Telcos seek lower cost of acquiring airwaves

Safaricom PLC CEO Peter Ndegwa during the telco's 20 year celebration at the Nairobi Serena Hotel on October 27, 2020.

Photo credit: Diana Ngila | Nation Media Group

What you need to know:

  • Safaricom and Airtel paid $25 million (Sh2.53 billion) licence fee for 4G Internet spectrum in 2017 and 2018 respectively.
  • Safaricom, Telkom Kenya and Airtel launched the high-speed service in 2014, 2017 and 2018 respectively.

 Telecommunication service providers have called for a review of the cost of airwaves by the sector regulator to enable them roll out cheaper services to consumers.

Market leader Safaricom and its closest rival Airtel Kenya, argue that, the Communications Authority of Kenya (CA) needs to ensure companies can compete fairly in acquiring airwaves, and that customers have a strong choice of affordable mobile networks.

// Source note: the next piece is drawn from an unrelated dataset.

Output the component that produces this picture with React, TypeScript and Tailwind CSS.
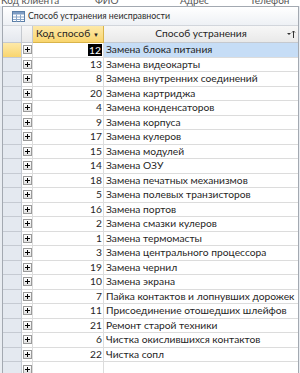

They say there is need for the government to strike a balance between raising billions of shillings from a sector already straining to reduce costs, while stimulating investment in the rapid deployment of new services such as fifth-generation (5G) mobile internet services, which have higher speeds.

“The spectrum fees need to assist operators in striking a balance between efficient use of the resource and the cost of the service to the customers,” Safaricom said in its written comments to CA, the current spectrum charging methodology fails to strike that balance.

This is because TRX (transceiver) cost remains high, impeding investments in the sector.

Airtel Kenya concurs, adding, “excessive fees can impede policy goals of delivering broadband access to everyone and lead to valuable spectrum remaining unsold...

“There is a strong economic case to avoid the level of spectrum fees being determined on the basis of revenue-maximising objectives,” Airtel said in its comments to CA.

Airtel suggested that spectrum fees “be used to help recover the administrative costs of licensing and managing spectrum. Spectrum fees should thus reflect the socio economic objective of ubiquitous broadband connectivity.”

Spectrum management

The telcos’ comments follow CA’s recent publication of guidelines that will inform the basis for spectrum management in Kenya.

Safaricom and Airtel paid $25 million (Sh2.53 billion) licence fee for 4G Internet spectrum in 2017 and 2018 respectively.

Safaricom, Telkom Kenya and Airtel launched the high-speed service in 2014, 2017 and 2018 respectively.

Safaricom plans to launch Kenya’s first 5G mobile internet services targeting major urban centres.